Keep only the lines where "index" appears.
+--
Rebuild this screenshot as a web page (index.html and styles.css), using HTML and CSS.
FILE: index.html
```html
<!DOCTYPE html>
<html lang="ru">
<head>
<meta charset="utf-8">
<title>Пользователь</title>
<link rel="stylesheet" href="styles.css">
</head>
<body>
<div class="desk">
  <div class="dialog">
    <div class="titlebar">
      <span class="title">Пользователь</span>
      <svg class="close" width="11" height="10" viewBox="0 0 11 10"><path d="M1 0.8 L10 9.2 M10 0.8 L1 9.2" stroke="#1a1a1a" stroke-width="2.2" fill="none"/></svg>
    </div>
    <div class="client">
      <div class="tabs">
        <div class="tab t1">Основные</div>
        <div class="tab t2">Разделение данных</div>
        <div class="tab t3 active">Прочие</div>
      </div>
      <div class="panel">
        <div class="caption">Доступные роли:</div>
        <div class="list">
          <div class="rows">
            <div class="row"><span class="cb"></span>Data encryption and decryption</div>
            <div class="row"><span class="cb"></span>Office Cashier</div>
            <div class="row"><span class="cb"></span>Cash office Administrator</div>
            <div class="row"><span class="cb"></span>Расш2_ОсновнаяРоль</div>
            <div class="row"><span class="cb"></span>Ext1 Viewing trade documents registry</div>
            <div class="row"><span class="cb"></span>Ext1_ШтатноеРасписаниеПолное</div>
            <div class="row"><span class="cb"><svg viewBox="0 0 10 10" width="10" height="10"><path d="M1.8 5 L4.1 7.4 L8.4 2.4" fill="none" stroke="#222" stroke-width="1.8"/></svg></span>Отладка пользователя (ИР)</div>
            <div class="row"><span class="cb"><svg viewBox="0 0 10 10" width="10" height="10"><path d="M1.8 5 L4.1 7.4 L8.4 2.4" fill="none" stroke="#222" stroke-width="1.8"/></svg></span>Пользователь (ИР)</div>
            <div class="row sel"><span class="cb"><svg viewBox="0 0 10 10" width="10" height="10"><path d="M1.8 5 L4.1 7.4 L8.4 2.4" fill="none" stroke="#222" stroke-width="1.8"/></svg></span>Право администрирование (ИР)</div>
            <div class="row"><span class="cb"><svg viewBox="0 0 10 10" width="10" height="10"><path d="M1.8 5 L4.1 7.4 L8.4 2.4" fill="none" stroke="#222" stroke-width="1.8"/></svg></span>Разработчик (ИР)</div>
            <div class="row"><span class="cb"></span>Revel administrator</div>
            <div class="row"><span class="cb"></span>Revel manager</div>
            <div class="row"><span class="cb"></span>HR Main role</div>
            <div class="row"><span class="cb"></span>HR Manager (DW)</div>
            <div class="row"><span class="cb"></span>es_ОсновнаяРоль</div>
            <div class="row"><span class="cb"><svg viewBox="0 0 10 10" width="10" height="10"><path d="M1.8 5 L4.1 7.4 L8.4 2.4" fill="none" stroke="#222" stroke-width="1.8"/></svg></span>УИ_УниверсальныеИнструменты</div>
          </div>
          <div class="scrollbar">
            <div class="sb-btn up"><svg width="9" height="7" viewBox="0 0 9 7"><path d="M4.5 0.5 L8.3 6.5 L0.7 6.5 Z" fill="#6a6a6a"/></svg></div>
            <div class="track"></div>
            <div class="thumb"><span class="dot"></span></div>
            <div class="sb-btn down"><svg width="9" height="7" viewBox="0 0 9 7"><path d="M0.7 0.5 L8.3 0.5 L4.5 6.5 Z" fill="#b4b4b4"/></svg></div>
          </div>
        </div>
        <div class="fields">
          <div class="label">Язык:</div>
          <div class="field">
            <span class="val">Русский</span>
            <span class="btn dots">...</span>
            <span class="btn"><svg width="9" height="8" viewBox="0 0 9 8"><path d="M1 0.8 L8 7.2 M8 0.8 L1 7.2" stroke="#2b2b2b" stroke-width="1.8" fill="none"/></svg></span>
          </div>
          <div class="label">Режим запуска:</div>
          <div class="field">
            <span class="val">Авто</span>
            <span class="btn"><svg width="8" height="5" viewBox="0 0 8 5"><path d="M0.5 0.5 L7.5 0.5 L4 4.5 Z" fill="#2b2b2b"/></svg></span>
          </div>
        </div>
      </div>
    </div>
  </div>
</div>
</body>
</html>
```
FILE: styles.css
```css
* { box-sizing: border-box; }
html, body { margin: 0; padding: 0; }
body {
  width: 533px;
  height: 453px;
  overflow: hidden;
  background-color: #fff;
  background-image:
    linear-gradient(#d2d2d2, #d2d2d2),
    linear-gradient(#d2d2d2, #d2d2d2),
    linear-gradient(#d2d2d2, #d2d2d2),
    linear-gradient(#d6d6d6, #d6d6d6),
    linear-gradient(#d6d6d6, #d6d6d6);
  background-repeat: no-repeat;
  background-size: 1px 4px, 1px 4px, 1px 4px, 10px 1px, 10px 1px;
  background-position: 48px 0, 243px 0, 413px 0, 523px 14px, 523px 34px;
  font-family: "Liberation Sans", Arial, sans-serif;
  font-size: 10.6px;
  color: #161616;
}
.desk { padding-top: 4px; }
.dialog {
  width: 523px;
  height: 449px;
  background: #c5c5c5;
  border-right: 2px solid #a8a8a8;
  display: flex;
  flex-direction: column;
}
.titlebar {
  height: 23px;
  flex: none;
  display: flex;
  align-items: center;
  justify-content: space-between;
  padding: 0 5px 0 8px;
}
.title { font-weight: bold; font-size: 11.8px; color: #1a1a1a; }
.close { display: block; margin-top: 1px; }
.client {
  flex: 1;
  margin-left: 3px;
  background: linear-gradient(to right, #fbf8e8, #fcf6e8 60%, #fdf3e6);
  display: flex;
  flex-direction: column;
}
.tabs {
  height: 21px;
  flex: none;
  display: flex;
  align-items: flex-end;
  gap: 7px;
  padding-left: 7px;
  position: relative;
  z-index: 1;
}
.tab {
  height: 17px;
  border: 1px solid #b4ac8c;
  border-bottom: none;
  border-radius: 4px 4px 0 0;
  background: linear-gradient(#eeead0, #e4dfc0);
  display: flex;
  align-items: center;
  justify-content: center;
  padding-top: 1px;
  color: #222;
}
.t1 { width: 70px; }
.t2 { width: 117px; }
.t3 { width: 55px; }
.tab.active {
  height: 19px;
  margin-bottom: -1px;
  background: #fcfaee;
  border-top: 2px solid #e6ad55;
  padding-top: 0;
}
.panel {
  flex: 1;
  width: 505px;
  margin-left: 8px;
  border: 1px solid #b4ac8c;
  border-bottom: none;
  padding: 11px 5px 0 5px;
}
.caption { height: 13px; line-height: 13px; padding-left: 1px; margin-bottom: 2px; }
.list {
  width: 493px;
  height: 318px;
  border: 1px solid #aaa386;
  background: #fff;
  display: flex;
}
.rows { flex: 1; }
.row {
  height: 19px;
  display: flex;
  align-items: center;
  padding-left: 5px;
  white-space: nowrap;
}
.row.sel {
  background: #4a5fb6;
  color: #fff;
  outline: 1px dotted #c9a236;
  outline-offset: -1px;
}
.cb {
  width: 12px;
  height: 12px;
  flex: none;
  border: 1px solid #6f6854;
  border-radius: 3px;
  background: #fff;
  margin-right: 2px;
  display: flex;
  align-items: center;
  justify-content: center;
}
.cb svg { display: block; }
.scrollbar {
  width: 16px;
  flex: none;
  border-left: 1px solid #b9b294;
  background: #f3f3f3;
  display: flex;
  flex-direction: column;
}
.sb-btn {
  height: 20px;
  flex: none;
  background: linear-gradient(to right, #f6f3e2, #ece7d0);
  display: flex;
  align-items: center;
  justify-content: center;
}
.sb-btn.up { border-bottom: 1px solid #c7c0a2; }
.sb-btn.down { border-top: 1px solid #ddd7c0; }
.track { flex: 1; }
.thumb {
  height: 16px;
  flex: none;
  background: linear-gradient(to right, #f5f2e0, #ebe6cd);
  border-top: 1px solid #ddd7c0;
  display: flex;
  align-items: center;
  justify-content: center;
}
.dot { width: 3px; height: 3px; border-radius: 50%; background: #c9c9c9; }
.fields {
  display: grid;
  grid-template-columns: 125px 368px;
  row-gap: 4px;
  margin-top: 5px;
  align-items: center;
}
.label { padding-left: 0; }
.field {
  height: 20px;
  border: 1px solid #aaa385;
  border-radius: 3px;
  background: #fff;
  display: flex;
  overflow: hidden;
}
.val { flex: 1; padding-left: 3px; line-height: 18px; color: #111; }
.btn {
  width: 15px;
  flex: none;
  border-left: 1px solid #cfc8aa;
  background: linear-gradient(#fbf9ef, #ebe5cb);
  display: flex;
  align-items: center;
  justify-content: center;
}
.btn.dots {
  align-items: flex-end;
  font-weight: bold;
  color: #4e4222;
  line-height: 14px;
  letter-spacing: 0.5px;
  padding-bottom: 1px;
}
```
+--
• [RESPONSE FOR THIS EXERCISE]
Rebuild this screenshot as a web page (index.html and styles.css), using HTML and CSS.
FILE: index.html
  z-index: 1;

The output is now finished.